Sunday, June 14, 2009

Mother Tree Announced

I wrote about the project in my May newsletter and got some nice responses: so far there are volunteers in Washington, Oregon and Tasmania who wish to contribute crocheted strands, a Portland crew is forming for some stitch nights in the fall; and Friends of Trees is interested in promoting the project. I went to a crochet convention here in Portland and purchased a lovely crochet needle made from furniture waste in Vietnam and connected with a group which mentors children through stitching. Oh, and this picture is of me and part of my tree...

Tuesday, June 9, 2009

Grant Proposal

I’ve started thinking more and more of a life-sized paper dress coming to life. In the fall, I wrote a grant proposal to make the piece and exhibit it in a public building in downtown Portland. The proposal really took shape and I felt good about it, and tra-la, it was accepted! Here is a brief synopsis of my proposal: 

Nine years ago, a father walked by me as I was nursing my newborn son at the Portland Japanese Garden and pointed me out to his children, stating: “That is one of the most beautiful things in the world.” As a first-time mother, it meant a lot to me -- that he could see beauty in something I took for granted and even hesitated doing in public. My sculpture “Mother Tree” seeks to visually portray my subsequent reflections about that chance encounter. This sculpture serves as a symbol of the vulnerability, strength and sense of community I feel as a mother: vulnerable as a mother learning how to do something with great responsibility for the first time; strong in the knowledge that we mothers can provide our children with everything they need; and in community knowing that mothers before me have nurtured their children and mothers after me will continue to do so.

Mother Tree

I learned to crochet recently (I learned to knit in Germany when I was 16 and coincidentally, a german friend in Seattle showed me the basics of crochet).
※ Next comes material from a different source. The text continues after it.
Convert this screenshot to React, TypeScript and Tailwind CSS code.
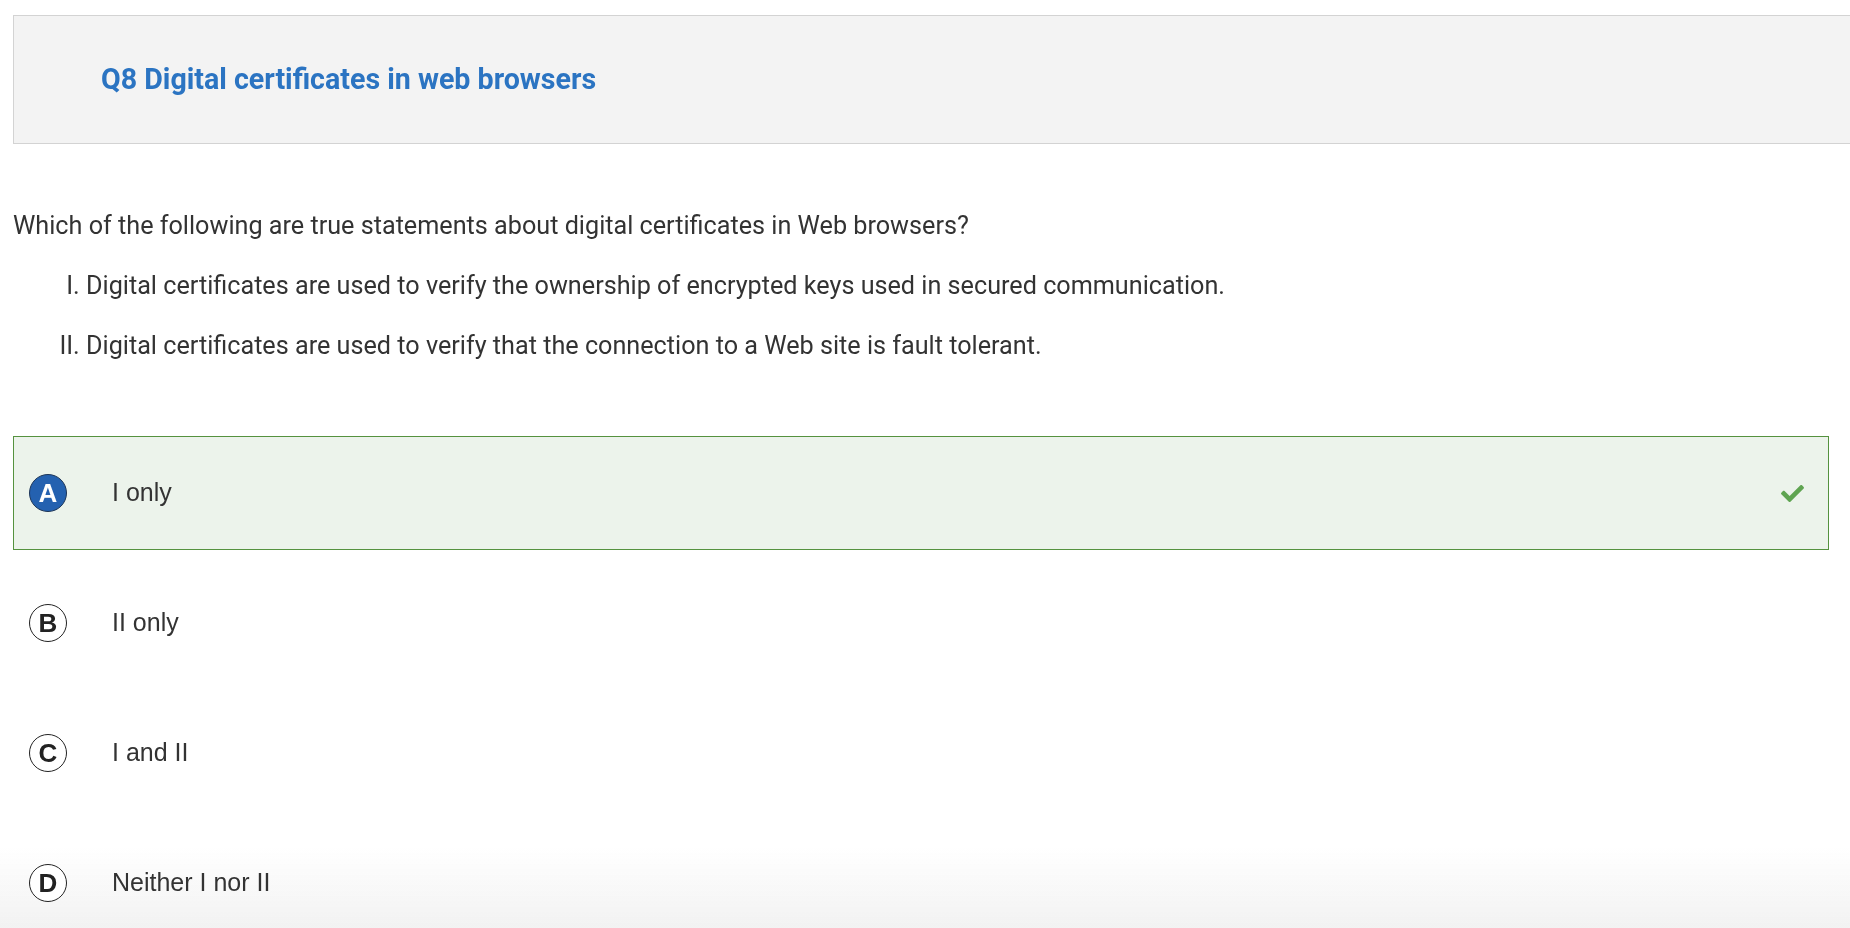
import { FaCheck } from "react-icons/fa";

const statements = [
  "Digital certificates are used to verify the ownership of encrypted keys used in secured communication.",
  "Digital certificates are used to verify that the connection to a Web site is fault tolerant.",
];

const options = [
  { letter: "A", text: "I only", correct: true },
  { letter: "B", text: "II only", correct: false },
  { letter: "C", text: "I and II", correct: false },
  { letter: "D", text: "Neither I nor II", correct: false },
];

export default function App() {
  return (
    <div className="min-h-screen bg-white font-['Roboto',sans-serif] text-[#333333]">
      <div className="pointer-events-none fixed inset-x-0 bottom-0 h-[80px] bg-linear-to-b from-white/0 to-[#f2f2f2]" />

      <div className="relative pl-[13px] pt-[15px]">
        <div className="flex h-[129px] items-center border border-r-0 border-[#d3d3d3] bg-[#f3f3f3] pl-[87px]">
          <h1 className="text-[28.6px] font-bold text-[#2b74c2]">
            Q8 Digital certificates in web browsers
          </h1>
        </div>

        <p className="mt-[67px] text-[25.2px] leading-[30px]">
          Which of the following are true statements about digital certificates in Web browsers?
        </p>
        <ol className="list-[upper-roman] pl-[73px] text-[25.2px] leading-[30px]">
          {statements.map((s) => (
            <li key={s} className="mt-[30px]">
              {s}
            </li>
          ))}
        </ol>

        <div className="mr-[21px] mt-[75px] flex flex-col gap-[16px]">
          {options.map((o) => (
            <div
              key={o.letter}
              className={
                o.correct
                  ? "flex h-[114px] items-center border border-[#55923f] bg-[#ecf3eb] pl-[15px] pr-[24px]"
                  : "flex h-[114px] items-center border border-transparent pl-[15px] pr-[24px]"
              }
            >
              <span
                className={
                  o.correct
                    ? "flex h-[38px] w-[38px] shrink-0 items-center justify-center rounded-full border border-[#1d3557] bg-[#2461b0] font-['Liberation_Sans',sans-serif] text-[26px] font-bold text-white"
                    : "flex h-[38px] w-[38px] shrink-0 items-center justify-center rounded-full border border-[#222] bg-white font-['Liberation_Sans',sans-serif] text-[26px] font-bold text-[#222]"
                }
              >
                {o.letter}
              </span>
              <span className="ml-[45px] flex-1 font-['Liberation_Sans',sans-serif] text-[25px] text-[#333333]">
                {o.text}
              </span>
              {o.correct && <FaCheck className="h-[23px] w-[23px] text-[#5fa451]" />}
            </div>
          ))}
        </div>
      </div>
    </div>
  );
}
When I was working on my film Water Paper Time in 2008, I made some more dress pieces with single crocheted strands falling from the breasts. And I started thinking about my roots, literally, not for the first time but in a more visual way and about how I feel as a mother - strong yet uncertain with constant reminders of my childhood coming and going.

Monday, June 8, 2009


I can’t remember the exact genesis of this project, but a couple of years ago I did an installation called Line Dried, in which I hung wet 2’ x 4’ sheets of paper on a line and let them air dry. I then stitched the washers onto one side of each form, creating thread patterns on the other side. The images resemble constellations, plant forms, fireworks, the big bang, etc. – metaphors for conception, growth, birth, life. I see all of these things as magical and mysterious, and this ties into my fascination with paper and the magical and invisible occurrences which take place throughout the papermaking process. I had been thinking a lot about my childhood and my own motherhood (I have a son, Willam, who is nine and a daughter, Lucah, who is seven).